Hace diez meses se produjo una furiosa inundación en los pueblos lindantes con la capital valenciana, que acabó con la vida de más de doscientos vecinos. Pasa el tiempo y las compensaciones por los daños sobrevenidos están lejos de ser sufragados en la medida anunciada y que los perjudicados consideran justas. Pasarán años hasta que se recupere el equilibrio entre los bienes de que se gozaba y la situación deseable, que no es el lujo, sino la propia de la dignidad inherente a los seres humanos. Eso en lo que respecta a las necesidades personales, porque no menos prisa corren los servicios públicos y el atender a las condiciones insanas que hicieron posible el que rebosaran los cauces y se anegaran impetuosamente campos y pueblos. No es la primera inundación que se registra por aquellos contornos y, ante la parsimonia con que se atienden las causas estructurales no es difícil pronosticar que no será la última.

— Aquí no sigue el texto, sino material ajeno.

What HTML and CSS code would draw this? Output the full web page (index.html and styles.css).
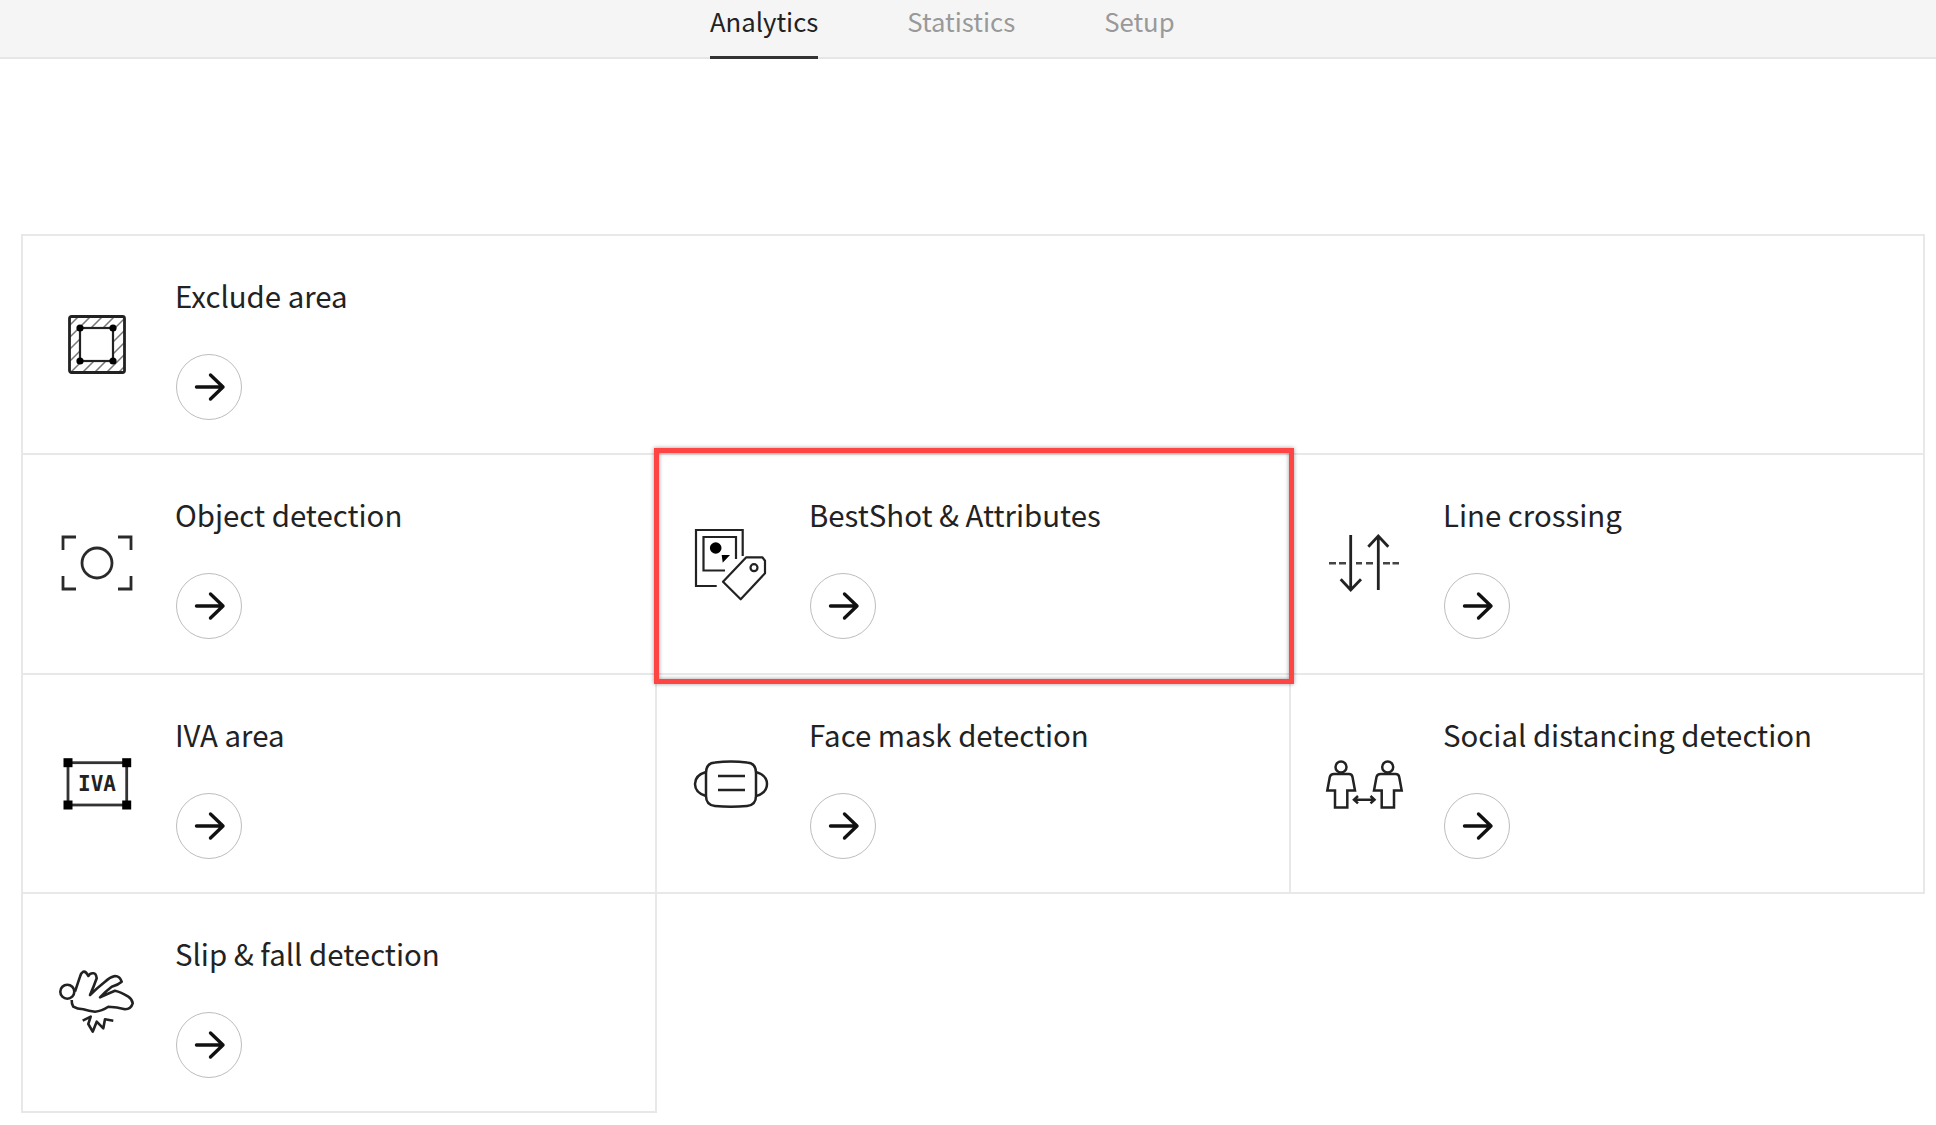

Y así llegamos a las calamidades presentes, que repiten siniestros de sobra conocidos, aunque en esta oportunidad superan en mucho a lo que estábamos acostumbrados. Los incendios de este verano han tomado unas proporciones desusadas, con su corolario de pérdidas humanas, destrucción de aldeas, quiebra de medios de vida, gastos muy cuantiosos y amargura incomparable entre quienes se han visto afligidos por el infortunio. Antes de que se apaguen las brasas ya se está proclamando un reparto de fastuosas ayudas a los afectados, pero pueden tener la seguridad de que tardarán en verlas y, desde luego, nunca en la medida de lo insinuado, incluso de lo prometido.
Otra cuestión no menos peliaguda es la de las responsabilidades, que no son fáciles de dirimir y cuya fijación, con la asignación de cantidades, puede tardar años y años, los suficientes como para que el efecto disuasorio que se pretendía haya quedado en nada. Los que se hallan a la espera fallecerán entretanto, verán cómo se les va agotando la paciencia, se apartarán del procedimiento porque el cansancio les vence o porque les supone un desembolso económico para el que no encuentran justificación o se sienten estafados ante unas promesas ilusorias o un procedimiento que no parece llevar a ninguna parte. Quizá es una visión muy negativa, pero quien ha pasado por estos trances saben de sobra cómo es la realidad.
Lo importante es poner los medios para que no se llegue a estas situaciones extremas, que deberían ser evitables. Claro que para ello sería indispensable que cada sector atendiera a las materias de su incumbencia con profesionalidad y solvencia. Que las autoridades sanitarias, los vigilantes de los cauces, los que conceden permisos para construir, los que deben limpiar los montes o atender al desbroce de sus propiedades, los que vigilan las superficies arboladas estuvieran al tanto de sus obligaciones. Todo no puede consentir en esperar que no llueva mucho o que no sople un viento abrasador. Instalar piscinas y polideportivos está muy bien, pero algunas autoridades no saben hacer otra cosa.